The first time I made Thanksgiving dinner, the turkey was overdone. It came out of the oven a dark burgundy husk, burnt rather than burnished and desert-dry. Upon dressing the turkey before its untimely demise, I removed the plastic thing that pops up when the turkey is done, only because of a pet theory that those timers are actually engineered to make a turkey that is overdone, as to avoid lawsuits.
I followed the recipe as closely as I could, but probably stopped paying attention after a wine or three. The turkey was edible, the rest of the food more so, and as I shoved dirty plates and serving trays into the oven to deal with them in the morning, I muttered out loud to an empty kitchen, “Next year, I will buy a meat thermometer.”
While a meat thermometer is helpful for Thanksgiving, it’s also a nice thing to have in the house. Cooking meat is stressful, even if you’ve been doing it for a while; it requires a precision that I rarely have the patience for. A meat thermometer solves everything. Is the chicken raw? I don’t know, but the meat thermometer tells me. Can you serve this pork roast without food poisoning? No clue; let’s ask the meat thermometer. Sticking a giant poky thing into a hunk of meat and watching the temperature rise is a small pleasure, but one that can be yours for not a lot of money.
The Sweethome’s recommendation costs $30. At last count, I now own three — two of which work perfectly and one that is permanently stuck on 110 degees that I keep meaning to throw out. For a few years at Thanksgiving, I’d forget that we had one, and would run out to the grocery store the night before for an emergency purchase of chips, more potatoes and a spare, just in case. I’m going to throw some out this year, because I certainly don’t need three — just one that works properly and insures that the food I serve isn’t undercooked, raw, or disgusting.

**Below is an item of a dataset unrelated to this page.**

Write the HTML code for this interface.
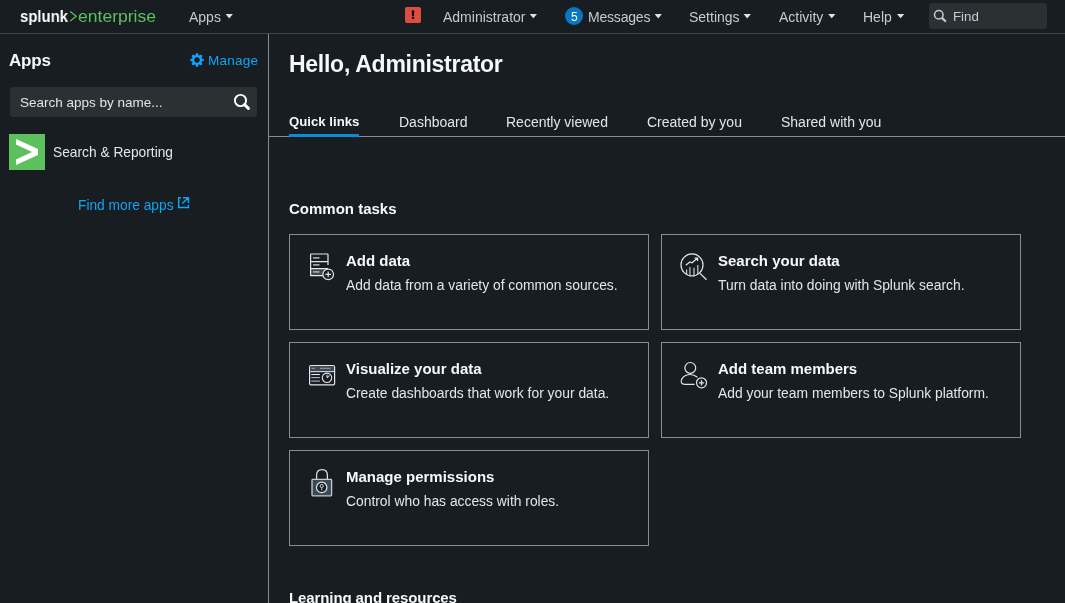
<!DOCTYPE html>
<html><head><meta charset="utf-8">
<style>
*{margin:0;padding:0;box-sizing:border-box}
html,body{width:1065px;height:603px;overflow:hidden;background:#171d21;font-family:"Liberation Sans",sans-serif;color:#c3cbd4}
.a{position:absolute;white-space:nowrap;will-change:transform}
.nav{font-size:14px;line-height:14px;color:#c3cbd4}
.card{position:absolute;width:360px;height:96px;border:1px solid #818d99}
.ct{position:absolute;will-change:transform;white-space:nowrap;left:56px;top:18px;font-size:15px;font-weight:bold;color:#f7f8fa;line-height:15px}
.cd{position:absolute;will-change:transform;white-space:nowrap;left:56px;top:43px;font-size:13.85px;color:#e1e6eb;line-height:14px}
.s{position:absolute;left:0;top:0;overflow:visible}
</style></head><body>
<div class="a" style="left:0;top:33px;width:1065px;height:1px;background:#3c444d"></div>
<!-- logo -->
<div class="a" style="left:20px;top:7.8px;font-size:17px;line-height:18px;font-weight:bold;color:#fff;transform:scaleX(0.877);transform-origin:0 0">splunk</div>
<svg class="s" width="1065" height="603"><path d="M70.2 11.6L76.2 16.3L70.2 21" fill="none" stroke="#5cc05c" stroke-width="1.25"/></svg>
<div class="a" style="left:78px;top:7.8px;font-size:17px;line-height:18px;color:#5cc05c;transform:scaleX(1.032);transform-origin:0 0">enterprise</div>

<div class="a nav" style="left:189px;top:9.5px">Apps</div>
<svg class="s" width="1065" height="603"><path d="M225.6 14H232.9L229.25 18.4Z" fill="#dfe3e8"/></svg>

<div class="a" style="left:405px;top:7px;width:16px;height:16px;background:#dc4e41;border-radius:2px"></div>
<svg class="s" width="1065" height="603"><path d="M411.7 10.6H414.3L413.8 16.3H412.2Z" fill="#000"/><rect x="411.9" y="16.9" width="2.2" height="2" fill="#000"/></svg>

<div class="a nav" style="left:443px;top:9.5px">Administrator</div>
<svg class="s" width="1065" height="603"><path d="M529.7 14H537L533.35 18.3Z" fill="#dfe3e8"/></svg>

<div class="a" style="left:565px;top:6.5px;width:18px;height:18px;border-radius:50%;background:#0877c4"></div>
<div class="a" style="left:570.5px;top:11px;font-size:12px;line-height:12px;color:#fff">5</div>
<div class="a nav" style="left:587.5px;top:9.5px;letter-spacing:-0.2px">Messages</div>
<svg class="s" width="1065" height="603"><path d="M654.6 14H661.9L658.25 18.4Z" fill="#dfe3e8"/></svg>

<div class="a nav" style="left:689px;top:9.5px">Settings</div>
<svg class="s" width="1065" height="603"><path d="M743.6 14H750.9L747.25 18.4Z" fill="#dfe3e8"/></svg>

<div class="a nav" style="left:779px;top:9.5px">Activity</div>
<svg class="s" width="1065" height="603"><path d="M828.15 14H835.45L831.8 18.3Z" fill="#dfe3e8"/></svg>

<div class="a nav" style="left:863px;top:9.5px">Help</div>
<svg class="s" width="1065" height="603"><path d="M896.95 14H904.25L900.6 18.3Z" fill="#dfe3e8"/></svg>

<div class="a" style="left:929px;top:3px;width:118px;height:26px;background:#2b3033;border-radius:3px"></div>
<svg class="s" width="1065" height="603"><circle cx="938.8" cy="14.8" r="4.3" fill="none" stroke="#c3cbd4" stroke-width="1.5"/><line x1="942.2" y1="18.2" x2="945.2" y2="21" stroke="#c3cbd4" stroke-width="2.3" stroke-linecap="round"/></svg>
<div class="a" style="left:952.5px;top:10.3px;font-size:13.3px;line-height:13px;color:#c3cbd4">Find</div>

<!-- sidebar -->
<div class="a" style="left:268px;top:34px;width:1px;height:569px;background:#818d99"></div>
<div class="a" style="left:9px;top:52px;font-size:17px;line-height:17px;font-weight:bold;color:#f7f8fa;letter-spacing:-0.2px">Apps</div>
<svg class="a" style="left:190px;top:53px" width="14" height="14" viewBox="0 0 14 14"><g fill="#10a5f5"><path d="M5.9 0.3H8.1L8.5 3H5.5Z" transform="rotate(0 7 7)"/><path d="M5.9 0.3H8.1L8.5 3H5.5Z" transform="rotate(45 7 7)"/><path d="M5.9 0.3H8.1L8.5 3H5.5Z" transform="rotate(90 7 7)"/><path d="M5.9 0.3H8.1L8.5 3H5.5Z" transform="rotate(135 7 7)"/><path d="M5.9 0.3H8.1L8.5 3H5.5Z" transform="rotate(180 7 7)"/><path d="M5.9 0.3H8.1L8.5 3H5.5Z" transform="rotate(225 7 7)"/><path d="M5.9 0.3H8.1L8.5 3H5.5Z" transform="rotate(270 7 7)"/><path d="M5.9 0.3H8.1L8.5 3H5.5Z" transform="rotate(315 7 7)"/></g><circle cx="7" cy="7" r="3.9" fill="none" stroke="#10a5f5" stroke-width="2.4"/></svg>
<div class="a" style="left:207.5px;top:54px;font-size:13.5px;line-height:14px;color:#10a5f5;letter-spacing:0.25px">Manage</div>

<div class="a" style="left:10px;top:87px;width:247px;height:30px;background:#2b3033;border-radius:3px"></div>
<div class="a" style="left:20px;top:96px;font-size:13.5px;line-height:14px;color:#e1e6eb">Search apps by name...</div>
<svg class="s" width="1065" height="603"><circle cx="240.5" cy="100.5" r="5.6" fill="none" stroke="#fff" stroke-width="1.9"/><line x1="244.6" y1="104.6" x2="248.4" y2="108.4" stroke="#fff" stroke-width="2.9" stroke-linecap="round"/></svg>

<div class="a" style="left:9px;top:134px;width:36px;height:36px;background:#5cc05c"></div>
<svg class="s" width="1065" height="603"><polygon points="16,139 38,149 38,155 16,165 16,159.5 32,152 16,144.6" fill="#fff"/></svg>
<div class="a" style="left:53px;top:146px;font-size:13.75px;line-height:14px;color:#e1e6eb">Search &amp; Reporting</div>

<div class="a" style="left:78px;top:199px;font-size:13.75px;line-height:14px;color:#10a5f5">Find more apps</div>
<svg class="s" width="1065" height="603"><path d="M180.9 197.7H178.7V207.4H188.4V204.8M183 197.7H188.4V203.1M182.3 203.4L188 197.9" fill="none" stroke="#10a5f5" stroke-width="1.45"/></svg>

<!-- main -->
<div class="a" style="left:289px;top:52.5px;font-size:23px;line-height:23px;font-weight:bold;color:#f7f8fa;letter-spacing:-0.27px">Hello, Administrator</div>

<div class="a" style="left:289px;top:115px;font-size:13.2px;line-height:14px;font-weight:bold;color:#f7f8fa">Quick links</div>
<div class="a" style="left:399px;top:115px;font-size:14px;line-height:14px;color:#e1e6eb">Dashboard</div>
<div class="a" style="left:506px;top:115px;font-size:14px;line-height:14px;color:#e1e6eb">Recently viewed</div>
<div class="a" style="left:647px;top:115px;font-size:14px;line-height:14px;color:#e1e6eb">Created by you</div>
<div class="a" style="left:781px;top:115px;font-size:14px;line-height:14px;color:#e1e6eb">Shared with you</div>
<div class="a" style="left:269px;top:136px;width:796px;height:1px;background:#818d99"></div>
<div class="a" style="left:289px;top:134px;width:70px;height:3px;background:#0a8cd9"></div>

<div class="a" style="left:289px;top:200.5px;font-size:15px;line-height:15px;font-weight:bold;color:#f7f8fa">Common tasks</div>

<div class="card" style="left:289px;top:234px">
  <div class="ct">Add data</div>
  <div class="cd">Add data from a variety of common sources.</div>
</div>
<div class="card" style="left:661px;top:234px">
  <div class="ct">Search your data</div>
  <div class="cd">Turn data into doing with Splunk search.</div>
</div>
<div class="card" style="left:289px;top:342px">
  <div class="ct">Visualize your data</div>
  <div class="cd">Create dashboards that work for your data.</div>
</div>
<div class="card" style="left:661px;top:342px">
  <div class="ct">Add team members</div>
  <div class="cd">Add your team members to Splunk platform.</div>
</div>
<div class="card" style="left:289px;top:450px">
  <div class="ct">Manage permissions</div>
  <div class="cd">Control who has access with roles.</div>
</div>

<!-- icons -->
<svg class="s" width="1065" height="603" fill="none" stroke-linecap="butt">
  <!-- add data -->
  <rect x="311" y="269" width="17" height="6.2" fill="#3c4a57"/>
  <path d="M328 265V254.4Q328 254 327.6 254H311Q310.6 254 310.6 254.4V275.2Q310.6 275.6 311 275.6H323" stroke="#e1e6eb" stroke-width="1.2"/>
  <path d="M311 261.6H328M311 268.6H328" stroke="#e1e6eb" stroke-width="1.2"/>
  <path d="M313 257.9H319.5M313 264.9H319.5M313 271.9H319.5" stroke="#9aa4ae" stroke-width="1.6"/>
  <circle cx="328.2" cy="274.4" r="5.3" fill="#171d21" stroke="#e1e6eb" stroke-width="1.2"/>
  <path d="M325.4 274.4H331M328.2 271.6V277.2" stroke="#e1e6eb" stroke-width="1.2"/>
  <!-- search data -->
  <circle cx="692" cy="264.9" r="11" stroke="#e1e6eb" stroke-width="1.2"/>
  <path d="M700 273.4L706.5 279.8" stroke="#e1e6eb" stroke-width="1.3"/>
  <path d="M686.6 269.5V275M689.9 267V276.4M694 267.8V276.4M697.8 264.9V274.4" stroke="#c3cbd4" stroke-width="1.2"/>
  <path d="M685.8 265.3L689.9 262L692 262.8L697.4 258.3M694.6 258.1H697.6V261.1" stroke="#e1e6eb" stroke-width="1.2"/>
  <!-- visualize -->
  <rect x="309.6" y="365.6" width="25" height="19.2" rx="1.3" fill="#171d21" stroke="#e1e6eb" stroke-width="1.2"/>
  <rect x="310.2" y="366.2" width="23.8" height="5" fill="#3c4a57"/>
  <path d="M310.2 371.6H334" stroke="#c3cbd4" stroke-width="1.2"/>
  <path d="M311.5 368.3H315M320 368.3H330.5" stroke="#9aa4ae" stroke-width="1"/>
  <path d="M311.2 374.5H319.9" stroke="#e1e6eb" stroke-width="1.1"/>
  <path d="M311.2 377.6H319.9" stroke="#b0b8c0" stroke-width="1.1"/>
  <path d="M311.2 381.1H319.9" stroke="#8c98a4" stroke-width="1.4"/>
  <circle cx="327" cy="377.8" r="4.7" stroke="#e1e6eb" stroke-width="1.1"/>
  <path d="M327 377.8L329.5 375.3M327 377.8V374.5" stroke="#c3cbd4" stroke-width="1.1"/>
  <!-- team -->
  <circle cx="690.3" cy="367.9" r="5.4" stroke="#e1e6eb" stroke-width="1.2"/>
  <path d="M697.4 377.3Q694 374.5 690.3 374.5Q685 374.5 682.2 378.3Q680.6 380.5 681.3 382.5Q682 384.2 684.5 384.3H694.5" stroke="#e1e6eb" stroke-width="1.2"/>
  <circle cx="701.5" cy="382.8" r="5" fill="#171d21" stroke="#e1e6eb" stroke-width="1.2"/>
  <path d="M698.9 382.8H704.1M701.5 380.2V385.4" stroke="#e1e6eb" stroke-width="1.3"/>
  <!-- lock -->
  <path d="M316.6 479.3V475.2Q316.6 469.6 322 469.6Q327.4 469.6 327.4 475.2V479.3" stroke="#e1e6eb" stroke-width="1.2"/>
  <rect x="312" y="479.4" width="19.6" height="16.4" rx="0.8" fill="#3c4a57" stroke="#c3cbd4" stroke-width="1.3"/>
  <circle cx="321.7" cy="487.4" r="5.2" fill="#171d21" stroke="#e1e6eb" stroke-width="1.2"/>
  <circle cx="321.7" cy="486" r="1.6" stroke="#e1e6eb" stroke-width="0.9"/>
  <path d="M321.7 487.6V490.6" stroke="#9aa4ae" stroke-width="1.2"/>
</svg>

<div class="a" style="left:289px;top:590px;font-size:15px;line-height:15px;font-weight:bold;color:#f7f8fa;letter-spacing:-0.1px">Learning and resources</div>
</body></html>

Kitchen gadgets are probably a waste of money — the avocado saver I have that is shaped like an avocado and meant to house a single uneaten half is used primarily as a butter dish and was an entirely unnecessary purchase — but not all of them are. A meat thermometer eliminates the self-doubt that accompanies say, cooking a steak and testing the doneness of said steak by poking the fleshy part of your palm and then the steak to ascertain its doneness. Get a meat thermometer. Impress guests. Show them that you know your shit.